Repository overview#
A map of what lives where at the repo root. The library code
(nvsubquadratic/) and the training driver (experiments/) sit
alongside the per-task configs (examples/), the perf measurement
tree (benchmarks/), and the supporting infrastructure (scripts/,
tests/, reports/, docs/).
Layout#
nvSubquadratic/
├── nvsubquadratic/ library code — see "library tree" below
├── experiments/ training framework (PyTorch Lightning)

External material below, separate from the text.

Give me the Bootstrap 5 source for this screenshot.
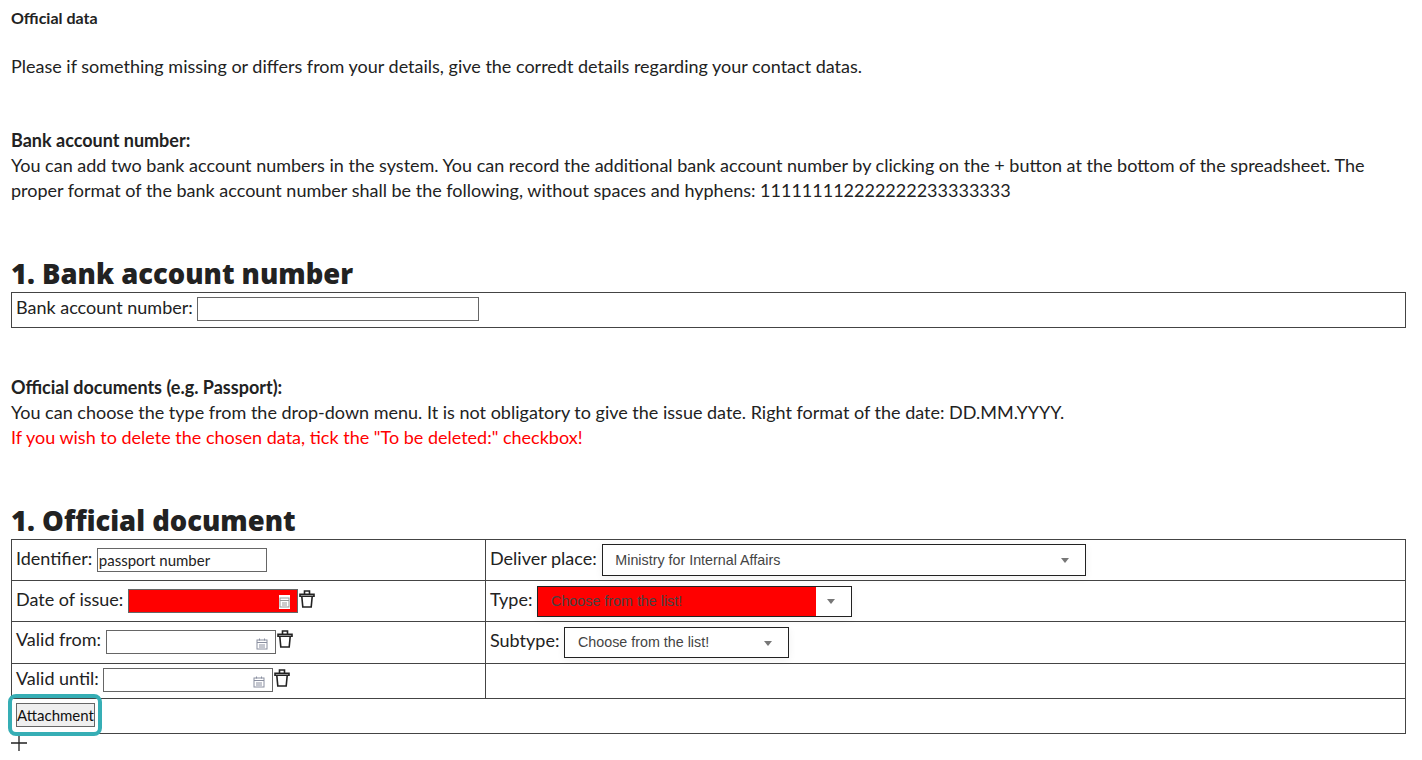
<!DOCTYPE html>
<html lang="en"><head><meta charset="utf-8"><title>Official data</title>
<link href="https://cdn.jsdelivr.net/npm/bootstrap@5.3.0/dist/css/bootstrap.min.css" rel="stylesheet">
<style>
body{font-family:Lato,"Liberation Sans",sans-serif;font-size:18px;line-height:25px;color:#222;background:#fff;padding:0 16px 0 11px;}
.page-title{font-size:16px;font-weight:700;line-height:20px;padding-top:8px;margin:0 0 26px;}
.txt{margin:0;}
.txt strong{font-weight:700;}
.sp-a{height:49px;}
.sp-c{height:47px;}
.sp-b{height:52px;}
.sec-head{font-family:"Noto Sans",sans-serif;font-weight:900;font-size:27.4px;line-height:37px;margin:0;color:#222;}
.frm{width:100%;border-collapse:collapse;table-layout:fixed;}
.frm td{border:1px solid #444;padding:0 4px;vertical-align:middle;white-space:nowrap;}
.frm td.up-1{padding-bottom:2px;}
.frm td.up-2{padding-bottom:4px;}
.col-l{width:474px;}
.h-35{height:35px;}
.h-41{height:41px;}
.h-42{height:42px;}
.txt-in{display:inline-block;height:24px;border:1px solid #666;background:#fff;vertical-align:middle;font-size:15px;line-height:22px;padding-left:1px;position:relative;}
.w-282{width:282px;}.w-170{width:170px;}
.in-red{background:#f00;}
.cal{position:absolute;right:7px;top:7px;width:12px;height:12px;display:block;}
.in-red .cal{right:7px;top:5px;background:#fff;width:11px;height:14px;}
.trash{vertical-align:middle;margin:-5px 0 0 1px;}
.sel{display:inline-flex;align-items:center;vertical-align:middle;border:1px solid #222;background:#fff;font-family:"Liberation Sans",sans-serif;font-size:14.3px;color:#444;position:relative;box-shadow:0 2px 8px rgba(0,0,0,.06);}
.sel-w1{width:484px;height:32px;padding-left:12px;margin-left:1px;}
.sel-w2{width:315px;height:31px;}
.sel-w3{width:225px;height:31px;padding-left:13px;}
.sel-fill{background:#f00;width:278px;height:100%;display:flex;align-items:center;padding-left:13px;color:#444;}
.caret-d{position:absolute;right:16px;top:50%;margin-top:-2px;width:0;height:0;border-left:4.5px solid transparent;border-right:4.5px solid transparent;border-top:5px solid #777;}
.attach{font-size:15px;line-height:20px;height:24px;width:79px;padding:0;border:1px solid #666;background:#efefef;color:#111;border-radius:0;vertical-align:middle;display:block;}
.ann{position:absolute;left:-8px;top:-9px;width:94px;height:42px;border:4px solid #36aeb5;border-radius:8px;pointer-events:none;}
.rel{position:relative;display:inline-block;vertical-align:middle;}
.red-note{color:#f00;}
.plus{display:block;margin-top:1px;}
</style></head><body>
<p class="page-title">Official data</p>
<p class="txt">Please if something missing or differs from your details, give the corredt details regarding your contact datas.</p>
<div class="sp-a"></div>
<p class="txt"><strong>Bank account number:</strong><br>You can add two bank account numbers in the system. You can record the additional bank account number by clicking on the + button at the bottom of the spreadsheet. The proper format of the bank account number shall be the following, without spaces and hyphens: 111111112222222233333333</p>
<div class="sp-b"></div>
<h2 class="sec-head">1. Bank account number</h2>
<table class="frm"><tr class="h-35"><td class="up-2">Bank account number: <span class="txt-in w-282"></span></td></tr></table>
<div class="sp-c"></div>
<p class="txt"><strong>Official documents (e.g. Passport):</strong><br>You can choose the type from the drop-down menu. It is not obligatory to give the issue date. Right format of the date: DD.MM.YYYY.<br><span class="red-note">If you wish to delete the chosen data, tick the "To be deleted:" checkbox!</span></p>
<div class="sp-b"></div>
<h2 class="sec-head">1. Official document</h2>
<table class="frm">
<colgroup><col class="col-l"><col></colgroup>
<tr class="h-41"><td class="up-1">Identifier: <span class="txt-in w-170">passport number</span></td><td>Deliver place: <span class="sel sel-w1">Ministry for Internal Affairs<i class="caret-d"></i></span></td></tr>
<tr class="h-41"><td class="up-1">Date of issue: <span class="txt-in w-170 in-red"><svg class="cal" viewBox="0 0 11 14"><rect x="1" y="3" width="9" height="9" fill="none" stroke="#999"/><path d="M1 5.5h9M3 8h5M3 10h5" stroke="#999"/></svg></span><svg class="trash" width="16" height="18" viewBox="0 0 16 18" fill="none" stroke="#222" stroke-width="1.6"><path d="M5.500 3.500V1h5v2.500M1 4.200h14v2H1zM2.800 6.500l1 10.500h8.400l1-10.500"/></svg></td><td>Type: <span class="sel sel-w2"><span class="sel-fill">Choose from the list!</span><i class="caret-d"></i></span></td></tr>
<tr class="h-42"><td class="up-2">Valid from: <span class="txt-in w-170"><svg class="cal" viewBox="0 0 12 12"><rect x="1" y="2" width="10" height="9" fill="none" stroke="#8a8fa0"/><path d="M1 4.500h10M3 7h6M3 9h6M3.500 0.500v2M8.500 0.500v2" stroke="#8a8fa0"/></svg></span><svg class="trash" width="16" height="18" viewBox="0 0 16 18" fill="none" stroke="#222" stroke-width="1.6"><path d="M5.500 3.500V1h5v2.500M1 4.200h14v2H1zM2.800 6.500l1 10.500h8.400l1-10.500"/></svg></td><td>Subtype: <span class="sel sel-w3">Choose from the list!<i class="caret-d"></i></span></td></tr>
<tr class="h-35"><td class="up-2">Valid until: <span class="txt-in w-170"><svg class="cal" viewBox="0 0 12 12"><rect x="1" y="2" width="10" height="9" fill="none" stroke="#8a8fa0"/><path d="M1 4.500h10M3 7h6M3 9h6M3.500 0.500v2M8.500 0.500v2" stroke="#8a8fa0"/></svg></span><svg class="trash" width="16" height="18" viewBox="0 0 16 18" fill="none" stroke="#222" stroke-width="1.6"><path d="M5.500 3.500V1h5v2.500M1 4.200h14v2H1zM2.800 6.500l1 10.500h8.400l1-10.500"/></svg></td><td></td></tr>
<tr class="h-35"><td colspan="2" class="up-2"><span class="rel"><button type="button" class="attach">Attachment</button><span class="ann"></span></span></td></tr>
</table>
<svg class="plus" width="16" height="16" viewBox="0 0 16 16" stroke="#222" stroke-width="1.300"><path d="M0 8h16M8 0v16"/></svg>
</body></html>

│ ├── run.py CLI entry point
│ ├── trainer.py construct_trainer (checkpoints, precision, W&B)
│ ├── default_cfg.py typed ExperimentConfig dataclasses
│ ├── lightning_wrappers/ task-specific wrappers (classification, diffusion, regression, …)
│ ├── datamodules/ LightningDataModule subclasses (ImageNet, MNIST, WELL, …)
│ ├── callbacks/ FiLM monitor, image-grid viz, EMA, walltime checkpointer, …
│ └── utils/ cli + checkpointing helpers
├── examples/ LazyConfig recipes that feed experiments.run
│ ├── imagenet_classification/
│ ├── vit5_imagenet/ ViT-5 baseline suite (v1–v5)
│ ├── spatial_recall_{1,2,3}d/ and spatial_recall_v2/
│ ├── well/ The Well PDE benchmark suite
│ └── overview_tracker.md active experimental roadmap
├── benchmarks/ performance measurement (the canonical home)
│ ├── README.md ViT-5-Small headline throughput tables
│ ├── compare_flops.py FLOP comparison across ViT-5 variants
│ ├── benchmark_imagenet_diffusion_gpu.py
│ ├── benchmark_patch_size_2d.py
│ ├── ops/ op-level benchmarks (fftconv2d / MLP / subq-ops)
│ ├── vit5_imagenet/ ViT-5 throughput, profile, verify, validate
│ └── well/ WELL dataloader / training-step / VRMSE
├── reports/ frozen-in-time investigations with regen scripts
│ ├── ckconv_block_diagonal_kernel/
│ ├── siren_omega0_dimensional_scaling/
│ ├── spatial_recall/
│ └── vit5_imagenet_dataloader_profiling/
├── scripts/ utilities (data prep, sanity, SLURM, viz)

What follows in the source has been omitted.